PITTSFIELD — Family members of Jenna French, whose body was found Friday afternoon in the trunk of a locked car, say she had taken her life amid dealing with many issues she didn’t feel as though she could handle.
“There was no trauma to her or anything. It was her own … we’re waiting for toxicology reports,” Madalyn Ring, French’s grandmother, said in an interview at her home in Pittsfield Monday afternoon.
Steve McCausland, a spokesman for the Maine Department of Public Safety, said Saturday that there was no indication of foul play. An autopsy was started Saturday morning and the medical examiner was running additional tests.
Ring, who lived with French and her two children, saw her granddaughter for the last time Tuesday morning. When French, 30, did not return home, Ring drove around town looking for her. She found French’s Chevrolet Malibu in the parking lot of the Palmyra Walmart that evening and assumed French had gone off with a friend and left her car.

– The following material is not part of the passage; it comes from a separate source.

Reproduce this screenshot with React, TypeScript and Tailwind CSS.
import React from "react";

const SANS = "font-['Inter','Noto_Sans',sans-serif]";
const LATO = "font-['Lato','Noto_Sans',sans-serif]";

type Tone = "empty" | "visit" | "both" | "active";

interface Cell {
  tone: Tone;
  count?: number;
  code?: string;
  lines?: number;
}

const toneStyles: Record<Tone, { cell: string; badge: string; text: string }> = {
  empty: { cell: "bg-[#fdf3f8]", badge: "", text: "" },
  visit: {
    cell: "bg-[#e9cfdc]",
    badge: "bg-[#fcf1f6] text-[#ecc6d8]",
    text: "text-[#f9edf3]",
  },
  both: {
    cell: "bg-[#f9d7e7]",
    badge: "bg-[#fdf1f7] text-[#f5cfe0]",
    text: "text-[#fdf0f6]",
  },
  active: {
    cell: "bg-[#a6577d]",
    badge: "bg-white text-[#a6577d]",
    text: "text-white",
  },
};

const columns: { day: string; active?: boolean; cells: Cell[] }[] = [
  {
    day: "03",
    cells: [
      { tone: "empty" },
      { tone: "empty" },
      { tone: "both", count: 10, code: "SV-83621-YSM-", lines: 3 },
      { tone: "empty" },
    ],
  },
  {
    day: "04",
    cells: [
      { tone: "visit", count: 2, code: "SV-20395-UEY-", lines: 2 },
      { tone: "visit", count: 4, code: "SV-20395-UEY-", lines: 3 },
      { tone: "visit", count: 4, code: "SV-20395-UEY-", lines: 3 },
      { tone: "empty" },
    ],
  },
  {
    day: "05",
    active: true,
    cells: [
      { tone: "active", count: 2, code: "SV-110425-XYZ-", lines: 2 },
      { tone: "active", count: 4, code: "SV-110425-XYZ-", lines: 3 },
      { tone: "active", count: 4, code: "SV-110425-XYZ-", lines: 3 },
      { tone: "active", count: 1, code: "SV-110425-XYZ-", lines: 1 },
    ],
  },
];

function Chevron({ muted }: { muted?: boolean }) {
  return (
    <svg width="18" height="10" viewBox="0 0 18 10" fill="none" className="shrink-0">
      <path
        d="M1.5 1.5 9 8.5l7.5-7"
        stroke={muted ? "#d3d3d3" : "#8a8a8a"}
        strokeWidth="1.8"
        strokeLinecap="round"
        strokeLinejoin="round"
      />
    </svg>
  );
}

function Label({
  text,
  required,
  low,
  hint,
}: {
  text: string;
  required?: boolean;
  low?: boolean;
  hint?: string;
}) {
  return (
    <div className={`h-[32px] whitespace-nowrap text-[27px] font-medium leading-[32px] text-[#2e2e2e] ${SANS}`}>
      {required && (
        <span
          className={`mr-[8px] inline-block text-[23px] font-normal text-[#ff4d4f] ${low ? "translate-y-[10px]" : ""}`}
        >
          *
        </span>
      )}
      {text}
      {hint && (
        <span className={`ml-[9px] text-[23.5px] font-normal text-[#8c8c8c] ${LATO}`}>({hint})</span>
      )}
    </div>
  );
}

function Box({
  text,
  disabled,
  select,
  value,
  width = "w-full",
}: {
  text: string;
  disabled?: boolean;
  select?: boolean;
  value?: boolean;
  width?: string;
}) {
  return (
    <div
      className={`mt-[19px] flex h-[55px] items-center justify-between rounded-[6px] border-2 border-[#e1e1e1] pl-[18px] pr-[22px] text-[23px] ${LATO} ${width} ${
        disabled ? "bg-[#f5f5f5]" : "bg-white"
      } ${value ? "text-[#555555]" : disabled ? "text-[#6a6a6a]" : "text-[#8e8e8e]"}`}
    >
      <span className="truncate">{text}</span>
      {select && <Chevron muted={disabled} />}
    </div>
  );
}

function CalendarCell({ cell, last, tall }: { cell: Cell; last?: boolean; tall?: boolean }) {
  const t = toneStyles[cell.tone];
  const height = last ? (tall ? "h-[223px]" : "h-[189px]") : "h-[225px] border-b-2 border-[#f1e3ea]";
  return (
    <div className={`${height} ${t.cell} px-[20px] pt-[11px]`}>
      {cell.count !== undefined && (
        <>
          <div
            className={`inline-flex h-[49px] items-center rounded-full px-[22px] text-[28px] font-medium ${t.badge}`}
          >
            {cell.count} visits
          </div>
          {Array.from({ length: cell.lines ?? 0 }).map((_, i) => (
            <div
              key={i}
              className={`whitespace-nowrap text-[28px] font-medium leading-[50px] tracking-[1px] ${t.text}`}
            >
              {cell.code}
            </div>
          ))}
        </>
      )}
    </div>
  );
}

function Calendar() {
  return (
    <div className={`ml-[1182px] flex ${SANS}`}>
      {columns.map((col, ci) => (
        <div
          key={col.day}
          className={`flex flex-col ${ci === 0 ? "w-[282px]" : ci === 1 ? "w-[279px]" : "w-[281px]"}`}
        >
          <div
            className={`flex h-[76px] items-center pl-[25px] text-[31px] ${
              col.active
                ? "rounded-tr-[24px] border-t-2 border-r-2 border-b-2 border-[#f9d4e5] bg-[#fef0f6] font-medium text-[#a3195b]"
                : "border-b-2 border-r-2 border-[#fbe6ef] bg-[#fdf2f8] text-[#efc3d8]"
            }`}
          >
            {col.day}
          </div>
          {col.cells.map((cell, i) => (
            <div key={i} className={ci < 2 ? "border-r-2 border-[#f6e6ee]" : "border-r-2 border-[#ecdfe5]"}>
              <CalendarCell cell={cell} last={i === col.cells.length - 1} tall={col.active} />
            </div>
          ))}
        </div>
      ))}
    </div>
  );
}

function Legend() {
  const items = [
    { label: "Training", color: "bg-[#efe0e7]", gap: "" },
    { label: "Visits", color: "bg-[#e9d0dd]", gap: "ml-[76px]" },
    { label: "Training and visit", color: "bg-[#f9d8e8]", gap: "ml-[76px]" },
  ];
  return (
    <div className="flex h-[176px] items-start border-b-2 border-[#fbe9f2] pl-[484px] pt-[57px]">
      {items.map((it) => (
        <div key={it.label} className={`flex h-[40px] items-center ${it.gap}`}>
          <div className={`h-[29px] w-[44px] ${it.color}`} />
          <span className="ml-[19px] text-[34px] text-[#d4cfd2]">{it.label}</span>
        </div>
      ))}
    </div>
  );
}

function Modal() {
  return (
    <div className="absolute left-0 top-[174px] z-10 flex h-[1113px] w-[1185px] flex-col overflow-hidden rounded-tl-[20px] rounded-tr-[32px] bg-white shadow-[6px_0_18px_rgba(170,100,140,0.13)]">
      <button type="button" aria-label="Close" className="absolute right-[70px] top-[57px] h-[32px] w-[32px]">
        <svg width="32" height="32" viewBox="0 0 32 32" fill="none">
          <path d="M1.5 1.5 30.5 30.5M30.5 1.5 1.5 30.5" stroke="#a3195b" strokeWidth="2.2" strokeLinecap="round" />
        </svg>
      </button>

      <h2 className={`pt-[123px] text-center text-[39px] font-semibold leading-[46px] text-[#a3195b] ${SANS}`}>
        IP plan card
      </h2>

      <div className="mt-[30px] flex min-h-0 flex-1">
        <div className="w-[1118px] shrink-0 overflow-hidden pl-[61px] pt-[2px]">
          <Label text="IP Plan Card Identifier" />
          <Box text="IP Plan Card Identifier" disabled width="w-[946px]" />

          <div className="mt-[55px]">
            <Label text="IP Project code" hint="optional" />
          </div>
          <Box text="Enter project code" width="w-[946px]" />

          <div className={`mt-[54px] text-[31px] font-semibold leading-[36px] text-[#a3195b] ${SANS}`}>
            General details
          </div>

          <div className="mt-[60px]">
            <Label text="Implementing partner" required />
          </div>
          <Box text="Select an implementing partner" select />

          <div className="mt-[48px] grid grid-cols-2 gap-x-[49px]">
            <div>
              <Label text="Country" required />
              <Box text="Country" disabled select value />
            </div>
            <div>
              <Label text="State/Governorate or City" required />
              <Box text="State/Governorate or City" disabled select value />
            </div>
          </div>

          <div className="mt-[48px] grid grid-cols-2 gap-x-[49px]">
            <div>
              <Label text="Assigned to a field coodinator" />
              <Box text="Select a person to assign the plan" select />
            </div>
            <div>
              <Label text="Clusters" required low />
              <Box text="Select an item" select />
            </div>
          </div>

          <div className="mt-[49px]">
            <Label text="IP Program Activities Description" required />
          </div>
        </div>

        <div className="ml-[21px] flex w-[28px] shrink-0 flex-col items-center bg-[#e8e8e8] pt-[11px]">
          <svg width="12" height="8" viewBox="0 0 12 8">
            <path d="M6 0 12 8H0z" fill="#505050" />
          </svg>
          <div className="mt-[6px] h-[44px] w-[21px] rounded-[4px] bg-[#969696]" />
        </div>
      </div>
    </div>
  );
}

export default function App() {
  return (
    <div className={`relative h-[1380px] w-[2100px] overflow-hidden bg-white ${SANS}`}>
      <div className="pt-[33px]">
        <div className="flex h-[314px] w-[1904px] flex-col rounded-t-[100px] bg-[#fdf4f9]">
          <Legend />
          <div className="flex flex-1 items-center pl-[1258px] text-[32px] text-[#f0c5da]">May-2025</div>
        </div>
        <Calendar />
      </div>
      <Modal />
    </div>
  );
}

Ring returned to the parking lot to check for the car each day and filed a missing person report with the Pittsfield police Thursday. On Friday, Ring, who co-signed for the car when it was purchased, decided to have it towed to the Varney Chevrolet dealership on Somerset Avenue so that a key could be made to unlock the car.
No family members were at the dealership when French’s body was found.
Ring, as well as French’s mother, Rebecca Smith, describe French as someone who was under a lot of stress and dealing with issues that were complicating her life at the time of her death.
She struggled with mental and physical illnesses which weighed on her. Throughout her life she had to manage the depression and anxiety that came with bipolar disorder. A lung disease made French prone to pneumonia and at times made it difficult to breathe.
This past fall French’s health took a turn and she had to be taken by LifeFlight to the hospital in Bangor.
“We thought we lost her,” Ring said. French had to be intubated and put on a ventilator for 11 days until she recovered.
French’s family does not want people to remember her by the way that she died, but as friends and family knew her: an outgoing, adventurous and caring woman who loved her children fiercely.
French was the kind of mother who regularly recorded her children’s heights by engraving small dashes into the door frame.
She’d go all out for cookouts and birthday parties, most recently transforming their home into an oceanside scene for her son Logan’s sixth birthday party.
“She rolled up the rug and put sand all over the floors and took things off the walls so she could put up blue streamers so it would look like ocean waves,” Ring said.
Her love for the beach and water was something she shared with her kids often by taking them on trips to the coast to collect sea glass and to the Boston Aquarium so they could see the fish.
“She was crazy about animals,” Ring said, citing the two dogs and cat who roamed their home, as well as the bearded dragon French’s 14-year-old daughter, Kelsie, keeps in a heated habitat.
Ring and Smith said French was the type of person who would help anyone out, no matter the time or circumstance.
“If she knew someone out there needed something and she had it, she would give it to them, or she would find a way to get it for them,” Ring said. “She took care of everyone except herself.”
French grew up in Pittsfield with Ring and attended school at Maine Central Institute. She has a half-brother and half-sister who live in Texas and two brothers who live in Newport and Glenburn.
She became pregnant with Kelsie as a teenager and finished her high school studies at Maine Children’s Home for Little Wanderers.
She later married Kelsie’s father and her childhood sweetheart, Matt. The couple then had their son, Logan, but later divorced and have remained good friends.
French’s days were spent as a stay-at-home mother, taking the kids to school and appointments. In her downtime, she knitted blankets and made crafts. She also had a standing dinner date with her mother on Tuesdays at China Way in Newport. Sometimes the two would go shopping for boots and clothes, get their hair done and just talk.
“It was a mother-daughter, best friend type deal,” Smith said.
Smith and Ring were looking through old pictures of French Monday afternoon. In some French was pictured as a smiling young girl and in others she was an adult making silly faces with her children. The two lingered over a photo French had taken just a few weeks ago.
“She’s a beautiful, beautiful girl,” Smith said.
Ring said French’s attitude toward the world was like her grandfather’s, Ring’s deceased husband.
“Some people get up in the morning and are like ‘Oh, god, don’t talk to me. I want coffee.’ But they would get up and be like ‘Watch out world, here I come!'” Ring said. “Their feet hit the floor and they were ready to face the day and tackle the world.”
Friends and family will be able to share their own memories of French at a celebration of her life at 2 p.m. Sunday at the Sebasticook Elks Lodge on Middle Road in Pittsfield.
“The friends that count, the friends that cared — they will be there,” Ring said.
As for how the family will move on, Smith said they’ll find a way.
“Evenutally our family will wrap our heads around this and find peace for her,” she said. “She’s got two beautiful children and she’s going to live on through them.”